**Given data:**
┄┄┄┄┄┄┄┄┄┄

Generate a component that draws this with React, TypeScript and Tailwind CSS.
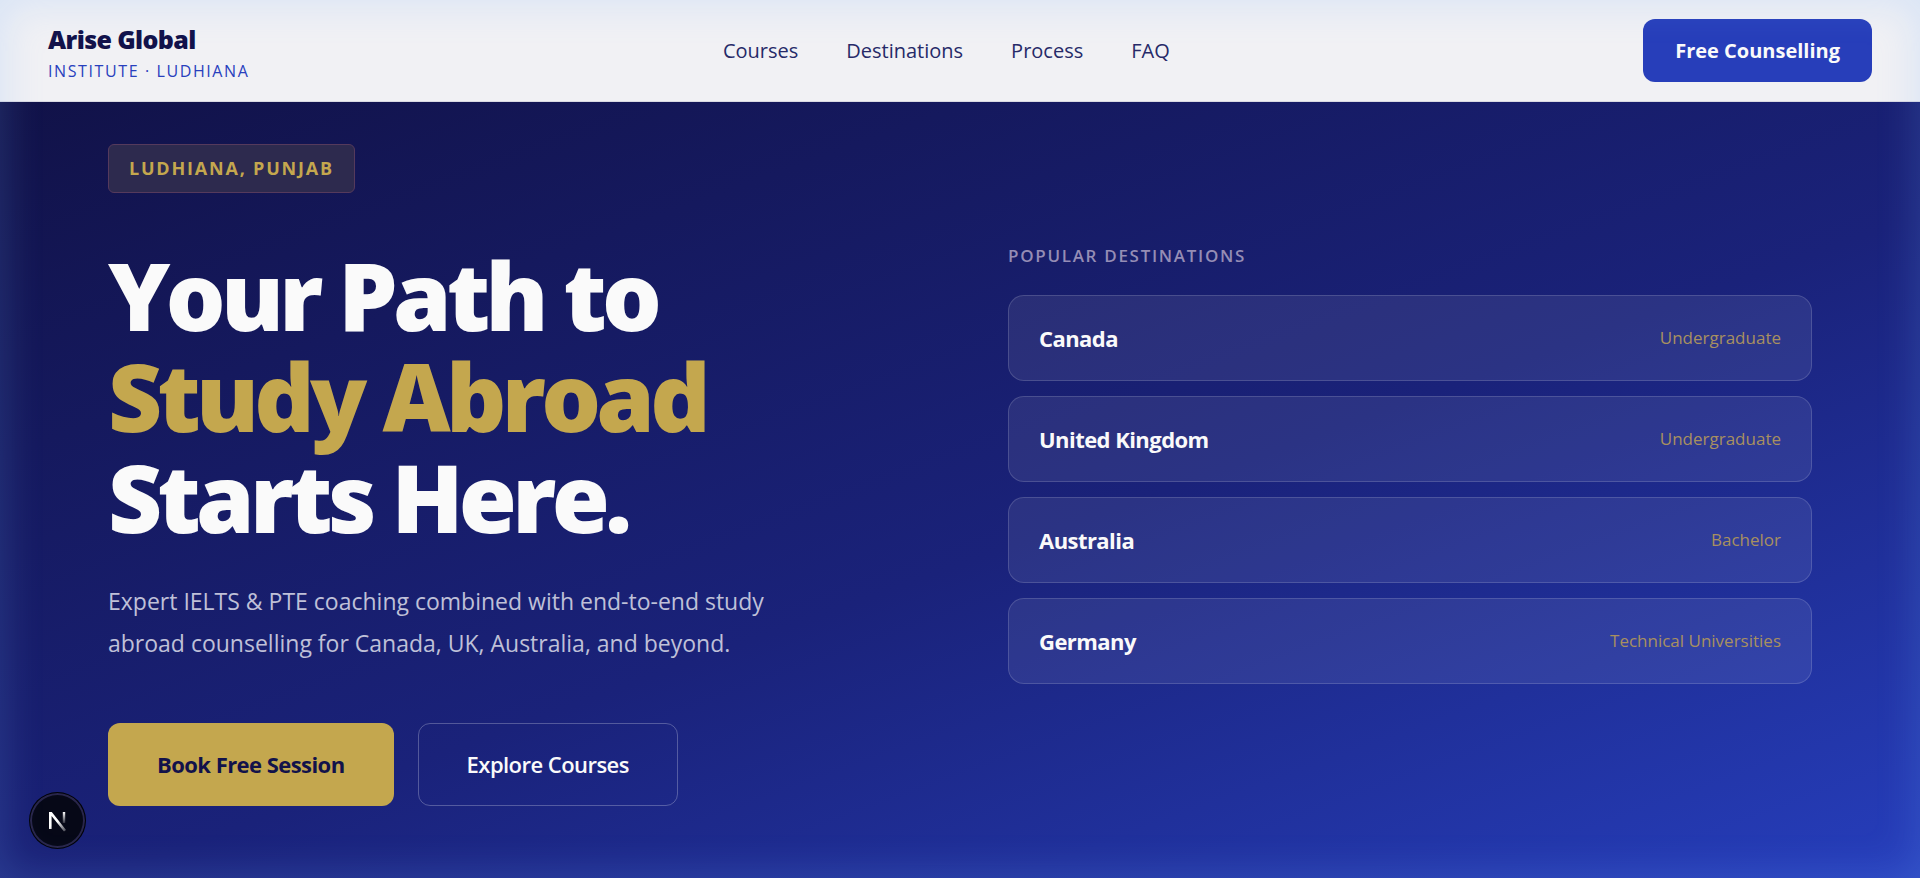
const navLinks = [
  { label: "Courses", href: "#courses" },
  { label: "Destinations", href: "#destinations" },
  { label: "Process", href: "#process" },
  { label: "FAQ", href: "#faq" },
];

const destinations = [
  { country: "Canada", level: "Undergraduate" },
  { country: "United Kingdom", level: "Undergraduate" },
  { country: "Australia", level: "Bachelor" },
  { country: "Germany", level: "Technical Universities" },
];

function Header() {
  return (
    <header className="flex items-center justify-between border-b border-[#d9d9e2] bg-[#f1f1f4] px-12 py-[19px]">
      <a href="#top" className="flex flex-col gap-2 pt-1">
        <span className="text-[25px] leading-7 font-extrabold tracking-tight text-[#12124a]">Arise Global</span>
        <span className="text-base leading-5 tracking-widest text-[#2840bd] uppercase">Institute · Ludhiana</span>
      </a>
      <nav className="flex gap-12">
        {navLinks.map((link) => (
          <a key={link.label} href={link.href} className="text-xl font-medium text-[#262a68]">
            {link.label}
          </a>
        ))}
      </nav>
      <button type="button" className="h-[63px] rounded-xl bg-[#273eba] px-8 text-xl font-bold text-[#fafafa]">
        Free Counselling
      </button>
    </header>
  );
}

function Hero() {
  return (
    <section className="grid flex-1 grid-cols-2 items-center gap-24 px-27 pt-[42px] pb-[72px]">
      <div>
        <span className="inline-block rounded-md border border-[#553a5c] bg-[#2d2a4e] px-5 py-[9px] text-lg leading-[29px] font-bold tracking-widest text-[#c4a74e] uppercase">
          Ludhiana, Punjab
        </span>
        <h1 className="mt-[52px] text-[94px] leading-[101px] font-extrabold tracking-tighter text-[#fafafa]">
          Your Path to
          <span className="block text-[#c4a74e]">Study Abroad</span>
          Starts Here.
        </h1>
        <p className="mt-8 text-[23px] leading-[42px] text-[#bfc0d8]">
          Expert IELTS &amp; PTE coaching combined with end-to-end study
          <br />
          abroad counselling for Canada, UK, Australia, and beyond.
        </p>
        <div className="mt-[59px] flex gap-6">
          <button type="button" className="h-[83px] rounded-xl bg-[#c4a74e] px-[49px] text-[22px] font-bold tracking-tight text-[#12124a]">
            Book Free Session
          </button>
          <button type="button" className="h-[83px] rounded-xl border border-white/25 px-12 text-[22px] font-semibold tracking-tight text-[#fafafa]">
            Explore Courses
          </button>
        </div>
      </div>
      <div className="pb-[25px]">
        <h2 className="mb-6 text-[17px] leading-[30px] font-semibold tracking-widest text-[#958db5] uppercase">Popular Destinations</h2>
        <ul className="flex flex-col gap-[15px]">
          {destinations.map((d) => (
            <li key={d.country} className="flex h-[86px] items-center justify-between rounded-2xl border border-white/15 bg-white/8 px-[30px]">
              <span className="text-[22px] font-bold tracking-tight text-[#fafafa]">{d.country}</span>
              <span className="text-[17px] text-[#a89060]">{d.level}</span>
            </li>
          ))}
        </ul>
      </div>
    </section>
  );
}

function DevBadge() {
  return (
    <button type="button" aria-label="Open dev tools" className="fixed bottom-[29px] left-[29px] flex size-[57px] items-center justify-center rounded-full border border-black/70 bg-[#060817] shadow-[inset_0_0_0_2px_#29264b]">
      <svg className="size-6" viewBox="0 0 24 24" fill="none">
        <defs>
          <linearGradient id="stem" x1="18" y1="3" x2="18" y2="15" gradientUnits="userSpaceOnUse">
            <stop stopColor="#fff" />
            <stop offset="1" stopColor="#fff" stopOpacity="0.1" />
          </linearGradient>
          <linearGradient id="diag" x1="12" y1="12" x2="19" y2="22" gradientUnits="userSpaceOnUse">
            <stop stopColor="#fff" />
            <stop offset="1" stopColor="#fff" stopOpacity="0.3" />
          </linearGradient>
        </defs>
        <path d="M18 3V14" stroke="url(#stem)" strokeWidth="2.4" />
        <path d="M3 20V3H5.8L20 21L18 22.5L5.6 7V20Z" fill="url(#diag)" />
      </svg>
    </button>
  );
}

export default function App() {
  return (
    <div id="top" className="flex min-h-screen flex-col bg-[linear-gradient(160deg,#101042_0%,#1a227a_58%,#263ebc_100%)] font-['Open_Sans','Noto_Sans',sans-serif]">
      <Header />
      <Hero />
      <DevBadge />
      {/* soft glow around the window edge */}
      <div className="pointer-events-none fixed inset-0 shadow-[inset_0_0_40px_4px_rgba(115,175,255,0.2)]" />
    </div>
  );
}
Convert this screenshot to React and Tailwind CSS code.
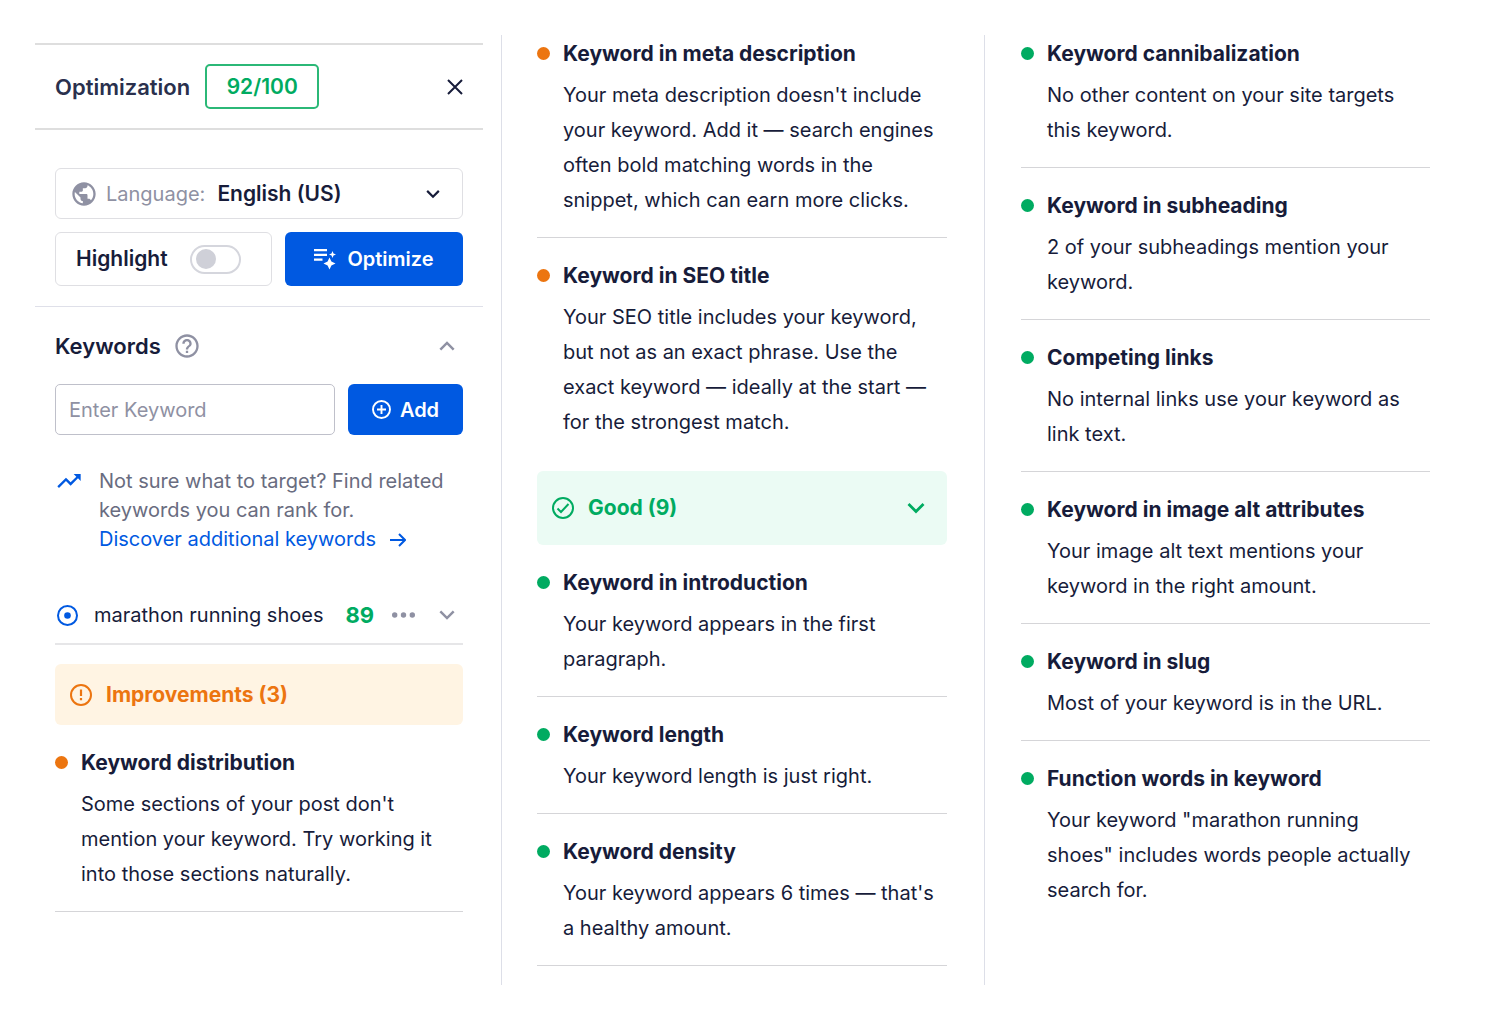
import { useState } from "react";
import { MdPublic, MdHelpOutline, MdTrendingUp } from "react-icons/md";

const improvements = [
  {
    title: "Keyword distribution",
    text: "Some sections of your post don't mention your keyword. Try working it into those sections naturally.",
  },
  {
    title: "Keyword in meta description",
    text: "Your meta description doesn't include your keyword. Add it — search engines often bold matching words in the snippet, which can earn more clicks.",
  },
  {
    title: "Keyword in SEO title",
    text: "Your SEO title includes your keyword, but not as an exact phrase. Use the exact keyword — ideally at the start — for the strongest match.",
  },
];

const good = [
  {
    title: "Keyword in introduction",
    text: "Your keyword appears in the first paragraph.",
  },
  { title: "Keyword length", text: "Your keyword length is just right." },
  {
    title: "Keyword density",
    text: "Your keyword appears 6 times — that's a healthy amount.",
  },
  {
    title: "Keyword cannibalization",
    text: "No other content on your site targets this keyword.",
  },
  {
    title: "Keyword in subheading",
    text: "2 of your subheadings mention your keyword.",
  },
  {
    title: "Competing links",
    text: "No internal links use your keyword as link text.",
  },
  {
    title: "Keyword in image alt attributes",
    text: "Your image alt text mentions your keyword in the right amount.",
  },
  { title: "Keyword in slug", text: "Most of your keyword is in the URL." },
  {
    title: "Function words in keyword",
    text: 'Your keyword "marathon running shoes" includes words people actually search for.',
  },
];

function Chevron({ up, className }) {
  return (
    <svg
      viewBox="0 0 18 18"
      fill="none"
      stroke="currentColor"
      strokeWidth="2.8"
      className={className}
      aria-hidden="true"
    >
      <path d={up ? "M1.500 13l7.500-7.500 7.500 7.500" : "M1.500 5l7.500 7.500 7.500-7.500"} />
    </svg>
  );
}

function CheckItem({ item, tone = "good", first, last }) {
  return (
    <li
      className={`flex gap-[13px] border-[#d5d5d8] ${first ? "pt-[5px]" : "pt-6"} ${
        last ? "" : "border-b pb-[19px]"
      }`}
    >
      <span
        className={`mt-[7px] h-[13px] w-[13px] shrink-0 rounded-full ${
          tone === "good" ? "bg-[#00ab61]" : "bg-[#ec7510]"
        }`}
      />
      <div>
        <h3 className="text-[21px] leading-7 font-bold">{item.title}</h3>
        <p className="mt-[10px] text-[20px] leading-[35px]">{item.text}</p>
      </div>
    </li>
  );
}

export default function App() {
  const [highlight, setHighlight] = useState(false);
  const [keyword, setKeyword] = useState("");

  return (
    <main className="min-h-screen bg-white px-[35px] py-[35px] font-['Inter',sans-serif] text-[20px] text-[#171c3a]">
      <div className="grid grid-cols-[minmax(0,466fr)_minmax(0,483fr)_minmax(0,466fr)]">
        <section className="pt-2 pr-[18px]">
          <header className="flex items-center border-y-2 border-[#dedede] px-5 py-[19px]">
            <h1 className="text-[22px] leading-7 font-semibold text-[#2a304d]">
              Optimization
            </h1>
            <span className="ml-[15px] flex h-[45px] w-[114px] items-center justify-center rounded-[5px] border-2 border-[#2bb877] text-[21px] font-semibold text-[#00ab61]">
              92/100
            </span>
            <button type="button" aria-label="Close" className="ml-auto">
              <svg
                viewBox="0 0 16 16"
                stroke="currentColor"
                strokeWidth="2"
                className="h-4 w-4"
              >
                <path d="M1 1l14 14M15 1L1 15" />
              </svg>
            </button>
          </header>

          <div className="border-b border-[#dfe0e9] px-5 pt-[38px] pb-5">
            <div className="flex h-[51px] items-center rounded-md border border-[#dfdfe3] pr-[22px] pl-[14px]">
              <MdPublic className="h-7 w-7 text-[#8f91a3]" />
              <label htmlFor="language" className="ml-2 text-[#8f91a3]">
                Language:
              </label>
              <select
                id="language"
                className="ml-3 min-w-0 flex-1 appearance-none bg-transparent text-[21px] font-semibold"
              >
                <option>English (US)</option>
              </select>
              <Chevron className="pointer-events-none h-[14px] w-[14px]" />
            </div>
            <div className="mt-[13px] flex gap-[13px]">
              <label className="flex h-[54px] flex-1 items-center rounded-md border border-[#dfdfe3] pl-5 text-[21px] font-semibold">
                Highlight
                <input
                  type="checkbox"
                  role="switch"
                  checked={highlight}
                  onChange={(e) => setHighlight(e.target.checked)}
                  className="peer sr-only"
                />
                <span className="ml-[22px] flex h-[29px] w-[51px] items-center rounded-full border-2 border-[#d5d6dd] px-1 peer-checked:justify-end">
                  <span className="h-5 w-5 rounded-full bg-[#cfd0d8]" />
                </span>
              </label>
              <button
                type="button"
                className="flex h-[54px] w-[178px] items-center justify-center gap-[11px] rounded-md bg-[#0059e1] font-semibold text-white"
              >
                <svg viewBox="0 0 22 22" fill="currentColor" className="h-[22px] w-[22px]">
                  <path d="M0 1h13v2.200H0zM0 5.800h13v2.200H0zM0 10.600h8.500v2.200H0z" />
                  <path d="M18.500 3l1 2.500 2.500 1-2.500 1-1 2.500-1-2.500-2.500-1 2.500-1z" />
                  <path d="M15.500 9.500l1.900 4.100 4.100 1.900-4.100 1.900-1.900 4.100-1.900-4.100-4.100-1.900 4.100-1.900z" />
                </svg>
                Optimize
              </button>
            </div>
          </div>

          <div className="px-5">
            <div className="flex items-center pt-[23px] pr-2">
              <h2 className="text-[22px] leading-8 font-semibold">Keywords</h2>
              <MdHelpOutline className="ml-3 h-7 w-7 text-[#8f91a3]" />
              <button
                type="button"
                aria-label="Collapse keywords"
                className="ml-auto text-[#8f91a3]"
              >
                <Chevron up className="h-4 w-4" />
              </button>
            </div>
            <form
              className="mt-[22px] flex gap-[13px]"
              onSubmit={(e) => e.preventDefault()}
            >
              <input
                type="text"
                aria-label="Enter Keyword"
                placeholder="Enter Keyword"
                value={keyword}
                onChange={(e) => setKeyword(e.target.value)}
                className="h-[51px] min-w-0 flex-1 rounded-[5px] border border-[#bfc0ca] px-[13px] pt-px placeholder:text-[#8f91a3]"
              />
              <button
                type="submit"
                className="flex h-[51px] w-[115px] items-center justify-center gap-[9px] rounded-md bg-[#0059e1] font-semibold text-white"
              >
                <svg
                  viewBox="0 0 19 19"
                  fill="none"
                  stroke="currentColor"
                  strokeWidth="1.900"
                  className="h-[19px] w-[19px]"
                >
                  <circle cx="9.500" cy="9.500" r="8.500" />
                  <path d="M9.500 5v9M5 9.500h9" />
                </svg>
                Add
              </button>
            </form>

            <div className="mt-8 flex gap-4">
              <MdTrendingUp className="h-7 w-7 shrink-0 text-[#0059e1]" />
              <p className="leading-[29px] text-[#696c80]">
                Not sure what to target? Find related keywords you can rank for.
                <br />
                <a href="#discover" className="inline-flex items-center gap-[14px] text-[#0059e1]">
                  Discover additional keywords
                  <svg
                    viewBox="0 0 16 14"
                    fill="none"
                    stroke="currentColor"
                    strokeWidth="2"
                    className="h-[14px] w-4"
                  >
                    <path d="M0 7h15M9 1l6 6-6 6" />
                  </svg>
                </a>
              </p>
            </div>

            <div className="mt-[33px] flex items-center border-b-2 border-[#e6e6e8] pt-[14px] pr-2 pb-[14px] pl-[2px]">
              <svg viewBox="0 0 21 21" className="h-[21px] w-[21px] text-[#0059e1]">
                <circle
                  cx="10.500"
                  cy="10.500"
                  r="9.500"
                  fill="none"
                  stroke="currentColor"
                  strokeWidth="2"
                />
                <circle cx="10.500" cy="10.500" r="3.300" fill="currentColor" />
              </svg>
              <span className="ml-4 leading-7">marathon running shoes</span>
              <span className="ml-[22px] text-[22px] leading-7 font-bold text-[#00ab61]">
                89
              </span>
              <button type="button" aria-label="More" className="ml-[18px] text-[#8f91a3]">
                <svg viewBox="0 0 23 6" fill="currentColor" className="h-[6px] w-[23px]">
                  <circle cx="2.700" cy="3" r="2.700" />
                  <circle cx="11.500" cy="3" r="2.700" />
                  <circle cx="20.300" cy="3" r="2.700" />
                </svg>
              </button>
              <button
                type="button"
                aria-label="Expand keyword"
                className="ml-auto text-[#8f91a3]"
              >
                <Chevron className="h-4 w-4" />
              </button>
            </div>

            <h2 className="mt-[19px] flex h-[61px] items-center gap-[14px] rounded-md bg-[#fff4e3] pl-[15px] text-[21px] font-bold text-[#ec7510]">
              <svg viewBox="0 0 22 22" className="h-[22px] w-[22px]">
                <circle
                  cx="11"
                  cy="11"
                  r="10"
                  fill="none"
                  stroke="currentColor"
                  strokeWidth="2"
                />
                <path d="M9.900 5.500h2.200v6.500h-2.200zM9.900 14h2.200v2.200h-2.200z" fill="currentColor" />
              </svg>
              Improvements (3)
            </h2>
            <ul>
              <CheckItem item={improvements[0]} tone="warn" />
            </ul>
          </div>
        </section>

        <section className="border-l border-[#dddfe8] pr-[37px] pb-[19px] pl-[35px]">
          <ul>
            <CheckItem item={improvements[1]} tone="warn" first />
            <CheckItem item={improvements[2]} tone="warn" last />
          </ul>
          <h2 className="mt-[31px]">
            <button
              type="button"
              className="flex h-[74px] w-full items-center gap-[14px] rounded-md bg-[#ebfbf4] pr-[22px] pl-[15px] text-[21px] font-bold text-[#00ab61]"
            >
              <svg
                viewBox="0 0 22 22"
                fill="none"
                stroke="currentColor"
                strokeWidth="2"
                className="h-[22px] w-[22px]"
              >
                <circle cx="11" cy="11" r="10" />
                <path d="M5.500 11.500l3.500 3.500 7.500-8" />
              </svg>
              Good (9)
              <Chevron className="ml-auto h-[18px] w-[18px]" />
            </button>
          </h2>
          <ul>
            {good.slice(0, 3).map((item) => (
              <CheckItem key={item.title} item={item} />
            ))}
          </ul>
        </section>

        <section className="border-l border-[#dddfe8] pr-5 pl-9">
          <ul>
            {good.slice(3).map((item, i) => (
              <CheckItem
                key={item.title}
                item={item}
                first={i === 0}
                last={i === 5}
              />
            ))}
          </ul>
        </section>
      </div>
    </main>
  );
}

┄┄┄┄┄┄┄┄┄┄

**Problem to work on:** Output nothing except the lines from the one containing "Convert this screenshot" through the one containing "MdPublic, MdHelpOutline, MdTrendingUp", both kept, with the pictures removed.

**Output of the exercise:**
Convert this screenshot to React and Tailwind CSS code.
import { useState } from "react";
import { MdPublic, MdHelpOutline, MdTrendingUp } from "react-icons/md";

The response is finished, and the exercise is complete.